Raccontando di questo lavoro, una descrizione che date è: “un’opera dal vivo che sia prima di tutto luogo di incontro”. In che modo intendete il concetto di incontro in questa dimensione - cioè performativa? Come è andata nei giorni di repliche a Ravenna? Le persone hanno davvero voglia di condividere qualcosa, con voi o fra loro?
“Nel 2013, quando per la prima volta affrontammo il formato installativo - con il lavoro Strettamente Confidenziale -, ci accorgemmo che durante il percorso labirintico da noi costruito, la gente chiacchierava confrontandosi e suggerendosi cosa guardare o ripercorrere. Rispetto a rito palco-platea, si era generato un incontro diverso tra opera e spettatore, tra spettatore e spettatore. Togliere un po’ di sacralità novecentesca dal rito di fruizione dell’opera dal vivo è il desiderio che con “Paradiso” riproponiamo cercando di innescare la possibilità di ritrovarsi, stare insieme, conversare anche dentro l’opera stessa. Stare con l’opera, insieme all’opera stessa che si modifica con la presenza dello spettatore creando un ambiente che induca a stare nell’opera, a prendersi il tempo per godersi l’opera che si evolve. Il tempo diventa un atto di libero arbitrio: ognuno dedica il tempo che desidera, il tempo che per ognuno è diversamente necessario. L’opera diventa un invito a cena, a una festa, un luogo di ospitalità in cui sostare e conoscere altre persone. Per rendere ulteriormente evidente questo invito, abbiamo desiderato un bar che facesse parte dell’opera stessa, perché accogliesse le persone e le inducesse a prendersi tempo. La sollecitazione è stata colta. Le persone sono state mediamente più di un’ora e mezza dentro l’opera e sappiamo bene che difficilmente ci rendiamo disponibili a spettacoli dal vivo che durano più di cinquanta minuti senza intervallo. Obiettivo raggiunto visto che il commento più ricorrente non è stato sull’opera ma sull’essere stati bene dentro l’opera."
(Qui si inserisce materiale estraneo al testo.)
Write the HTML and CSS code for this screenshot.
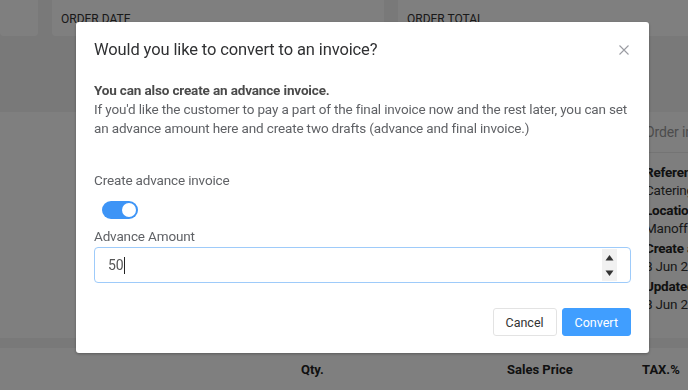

Paradiso - ph. Daniele Casadio - Dancers: Michele Scappa, Agnese Gabrielli
Perché il nome “nanou” e perché è scritto tutto minuscolo?
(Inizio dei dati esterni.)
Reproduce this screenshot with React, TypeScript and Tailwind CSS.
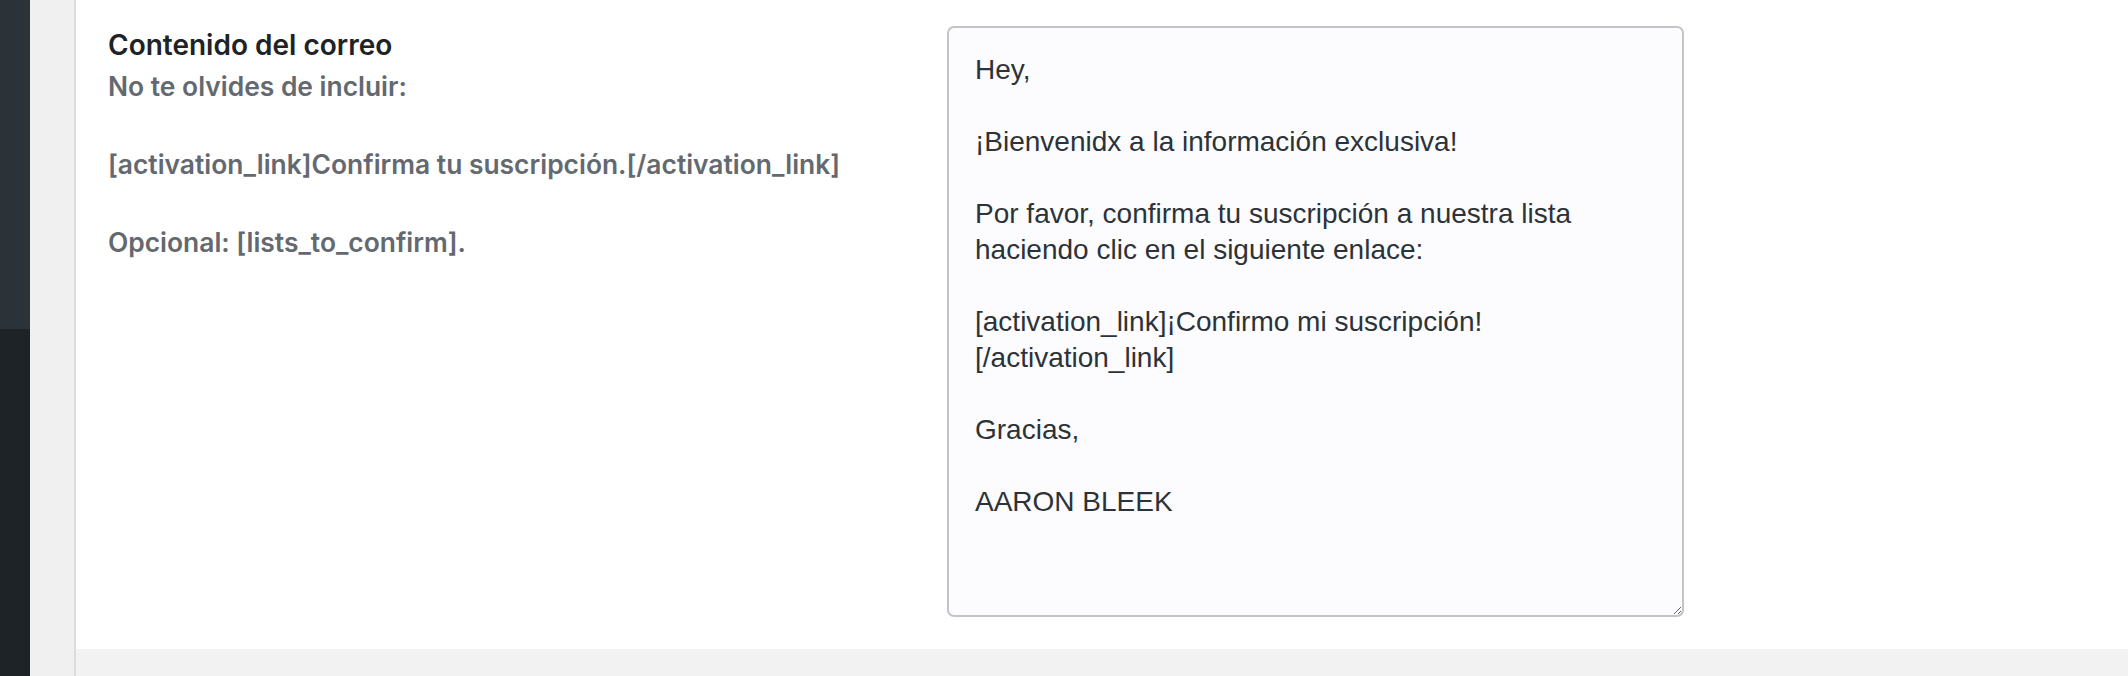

“Nanou è una persona che non è nessuno di noi fondatori - Marco Valerio Amico, Rhuena Bracci e Roberto Rettura - ma ne è la somma, più qualcosa che sta nel mezzo; è un nome di persona di origine francese; un lago; una spiaggia esotica; una canzone che usavamo agli inizi in sala prove ma che non abbiamo mai usato in scena. Con il suffisso "gruppo", scegliemmo di mettere tutto minuscolo per togliere ulteriormente la personificazione ad una identità collettiva. Poi generammo consapevolmente un po' di confusione: Nanou da solo lo abbiamo sempre scritto maiuscolo. Con questa attenzione tipografica, parlando di gruppo parliamo di tutte le identità che ne fanno parte, parlando di Nanou parliamo del risultato artistico che queste entità producono come oggetto. Chiaramente è un’attenzione tutta nostra, consapevoli che sfugga di mano non appena qualcun altro gestisce la nomenclatura. C’è sempre un po’ di leggerezza in ciò che facciamo e diciamo.”
L’elemento che non può mancare perché uno spettacolo di danza contemporanea si possa definire riuscito?
“La ricerca del linguaggio quando genera lo spostamento dalle proprie certezze e desta meraviglia e il fatto che sfugga dalla definizione di spettacolo di danza.”